Xinhua, December 7, 2015 Adjust font size:

Beijing shop owner Shi Chun wraps a small package in several layers of plastic tape before sending it to the courier.

The baby product seller wants her customers to click the "tightly and nicely packaged" button when reviewing her products on Taobao.com, the online shopping mall. Over-packaging is never her concern.

Click and buy, get the delivery and throw away the packaging -- convenience trumps all for China's e-shoppers.

"I never thought about whether or how the tape and packaging material are recycled," said Shi.
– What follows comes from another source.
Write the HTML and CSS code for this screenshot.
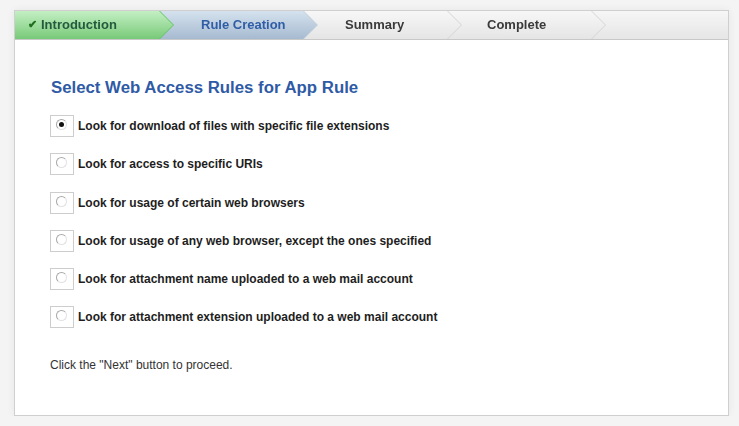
FILE: index.html
```html
<!DOCTYPE html>
<html lang="en">
<head>
    <meta charset="UTF-8">
    <title>App Rule Wizard</title>
    <link rel="stylesheet" href="styles.css">
</head>
<body>

<div class="wizard">
    <div class="steps">
        <div class="step done"><span class="shape"><span class="check">&#10004;</span>Introduction</span></div>
        <div class="step current"><span class="shape">Rule Creation</span></div>
        <div class="step"><span class="shape">Summary</span></div>
        <div class="step"><span class="shape">Complete</span></div>
    </div>

    <div class="content">
        <h1>Select Web Access Rules for App Rule</h1>

        <div class="options">
            <label class="option"><span class="box"><span class="radio checked"></span></span>Look for download of files with specific file extensions</label>
            <label class="option"><span class="box"><span class="radio"></span></span>Look for access to specific URIs</label>
            <label class="option"><span class="box"><span class="radio"></span></span>Look for usage of certain web browsers</label>
            <label class="option"><span class="box"><span class="radio"></span></span>Look for usage of any web browser, except the ones specified</label>
            <label class="option"><span class="box"><span class="radio"></span></span>Look for attachment name uploaded to a web mail account</label>
            <label class="option"><span class="box"><span class="radio"></span></span>Look for attachment extension uploaded to a web mail account</label>
        </div>

        <p class="hint">Click the "Next" button to proceed.</p>
    </div>
</div>

</body>
</html>
```

FILE: styles.css
```css
body {
    font-family: Arial, "Liberation Sans", sans-serif;
    background-color: #f4f4f4;
    margin: 0;
    padding: 10px 0 0 14px;
}
.wizard {
    width: 713px;
    height: 404px;
    background: #fff;
    border: 1px solid #cfcfcf;
    box-shadow: 0 0 8px rgba(0, 0, 0, 0.06);
}
.steps {
    display: flex;
    height: 28px;
    background: linear-gradient(#f6f6f6, #e6e6e6);
    border-bottom: 1px solid #c8c8c8;
}
.step {
    width: 158px;
    margin-right: -14px;
    filter: drop-shadow(1px 0 0 #d4d4d4);
}
.step:nth-child(1) { z-index: 4; }
.step:nth-child(2) { z-index: 3; }
.step:nth-child(3) { z-index: 2; }
.step:nth-child(4) { z-index: 1; }
.shape {
    display: flex;
    align-items: center;
    height: 27px;
    padding-left: 42px;
    padding-bottom: 1px;
    font-size: 13px;
    font-weight: bold;
    color: #3a3a3a;
    background: linear-gradient(#f7f7f7, #e5e5e5);
    clip-path: polygon(0 0, calc(100% - 14px) 0, 100% 50%, calc(100% - 14px) 100%, 0 100%);
}
.step:nth-child(4) .shape {
    padding-left: 40px;
}
.step.done {
    filter: drop-shadow(1px 0 0 #5fc45f);
}
.step.done .shape {
    padding-left: 13px;
    color: #245a3e;
    background: linear-gradient(#c4efc4, #78c978);
}
.step.current {
    filter: drop-shadow(1px 0 0 #c2cfdc);
}
.step.current .shape {
    color: #2f5ea6;
    background: linear-gradient(#d5e2ee, #a6bad0);
}
.check {
    color: #1d6e1d;
    font-size: 11px;
    margin-right: 4px;
}
.content {
    padding: 38px 35px 0;
}
h1 {
    margin: 0 0 17px 1px;
    font-size: 16.8px;
    line-height: 20px;
    color: #2f5aa6;
}
.options {
    display: flex;
    flex-direction: column;
    gap: 16.3px;
}
.option {
    display: flex;
    align-items: center;
    gap: 4px;
    font-size: 12px;
    font-weight: bold;
    color: #1e1e1e;
}
.box {
    width: 22px;
    height: 20px;
    border: 1px solid #cdcdcd;
    background: #fff;
    position: relative;
}
.radio {
    position: absolute;
    left: 5px;
    top: 3px;
    width: 9px;
    height: 9px;
    border-radius: 50%;
    border: 1px solid #a8a8a8;
    border-right-color: #e2e2e2;
    border-bottom-color: #e2e2e2;
    background: #fff;
}
.radio.checked::after {
    content: "";
    position: absolute;
    left: 2px;
    top: 2px;
    width: 5px;
    height: 5px;
    border-radius: 50%;
    background: #111;
}
.hint {
    margin: 30px 0 0;
    font-size: 12px;
    color: #333;
}
```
She uses 20,000 meters of tape every month for her deliveries.

While shoppers toss the last of the boxes from Singles' Day, another tidal wave of bubble wrap and styrofoam threatens to overwhelm landfills as China's second biggest online shopping day approaches on December 12, or "Double 12." Some 760 million packages were delivered this year for Singles' Day on Nov. 11, China's top day for cyber sales.

No country in the world delivers more packages than China. In 2014, about 14 billion packages were delivered, and most of the packaging -- cardboard, foam plastic, plastic bags and other stuffing materials -- went into garbage bins.

Based on an average weight of 200 grams, 2.8 million tons of garbage from parcels were produced in 2014, enough to fill 200,000 football fields. The tape alone could circle the earth 300 times.

"Most of the packaging materials can be recycled, but in reality, very few of them are," said Chen Jian, a recycling expert in Xi'an, capital of northwest China's Shaanxi Province.

In Xi'an, only 60 percent of the cardboard from packages is recycled each year. Plastic bags and stuffing materials, which add up to roughly 350 tons every year, are never recycled and end up in landfills.

"The waste of resources and environmental burden cannot be ignored," said Chen, who has spent 20 years working in the recycling business.

One ton of paper pulp can be turned into 0.8 tons of new paper, equal to saving 17 trees, 1.2 tons of coal and 600 kilowatts of electricity, according to Tang Yanju, secretary of the waste paper branch of the China Resource Recycling Association.

Some courier companies do offer to collect used packaging when possible, but the volume is limited due to staff shortages.

"We sometimes pick up used packaging from customers, but most of our manpower is used to ensure timely delivery. The amount for recycling is quite limited," said a district manager at Best Express courier company.

RECYCLING INDUSTRY BLUES

Every day, sanitation worker Zhang collects dozens of paper cartons from the neighborhood where she works in southern Xi'an. She sells the cartons for extra income at 30 cents per kilogram, a meager sum that is often more trouble than it's worth.

"The price is too low, and I have to peel off the sticky tape from the boxes," she said.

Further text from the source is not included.